The decision to isolate Qatar had enormous political, economic, and societal implications. It tore apart families and communities across the Gulf, a region where citizens often travel, live, work, and study in other Gulf states, as well as Egypt. The blockade forced Qatari citizens out of the blockading states and vice-versa, threatening families, jobs, study and scholarship, and social protections. The political dispute trickled down in an especially pernicious manner across the region. Beyond the societal impacts, Qatar was isolated politically and economically in an effort to force its foreign policy priorities into better alignment with the Saudi-Emirati regional access.

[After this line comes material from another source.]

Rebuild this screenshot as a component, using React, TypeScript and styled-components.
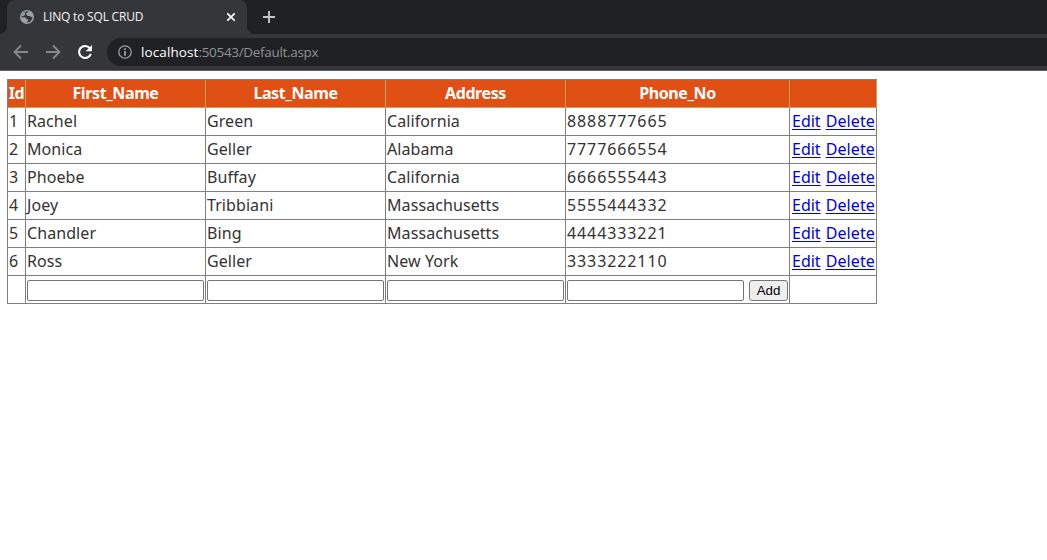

If this easing of tensions is to seriously move forward, more steps need to be taken. More confidence building measures to promote dialogue and mitigate tensions need to take place both within the Gulf region and beyond, in order to help quell the multitude of proxy wars across the region. A major regional test of GCC unity will relate to how it works with the Biden administration and the role these countries decide to play in the future of the Iran Nuclear Deal, as well as how rival Gulf states and their allies engage in regional conflicts like Libya. However, it’s important to remain cautious about Gulf unity. Competition among Gulf states has reverberated across the Middle East and North Africa since well before the 2017 blockade, and regional fault-lines pitting the Turkey-Qatar regional alliance against a Saudi-UAE-Egypt will be impossible to remove overnight. Nonetheless, the lifting of the blockade against Qatar is an important first step toward greater regional cooperation and conflict resolution in the Middle East.